American Sports, 1970, or, How We Spent the War in Vietnam

Tod Papageorge, Photographer , essay by Tim Davis. Aperture $50 (131p) ISBN 978-1-597-11050-1

On his 1970 Guggenheim Fellowship, Papageorge sought “to document as clearly and as completely as possible the phenomena of professional sport in America.” To Papageorge, the “theater of spectator and sport is comprised of a thousand brief acts.” This collection mostly shows audiences taking in America's greatest pastimes—baseball and football—on campuses and in professional parks throughout 1970, the year that 4,221 American troops died in the Vietnam War and four students were killed at Kent State University. This politically tense year in American history is captured from the sidelines in photographs with formal elegance and hilarious happenstance that reveal the country's escapist tendencies. In one image, competing newspaper headlines say it all: “Baltimore Wins First One” leads the Cincinnati Post , whereas the Kentucky Post reports on a “Secret attempt to buy city hall,” suggesting radically different ideas of what is worth noticing and reporting.
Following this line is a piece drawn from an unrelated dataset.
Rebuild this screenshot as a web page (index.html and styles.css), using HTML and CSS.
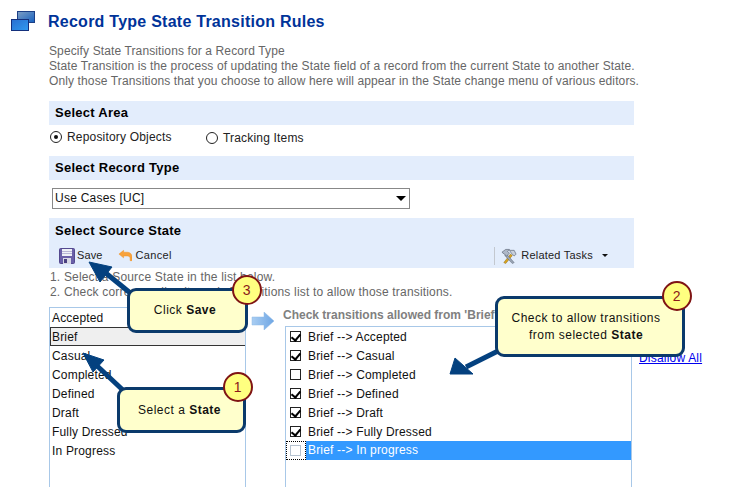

Many of Papageorge's photos reveal people either intensely watching or paying no attention whatsoever, but it is Papageorge who invites us to look and look closely at a majorette's baton, lines that separate spectators from police and the head of a veteran's memorial that nearly vanishes into a tree. The results are utterly absorbing and seamless in their poetry. 70 b&w photos. (Feb.)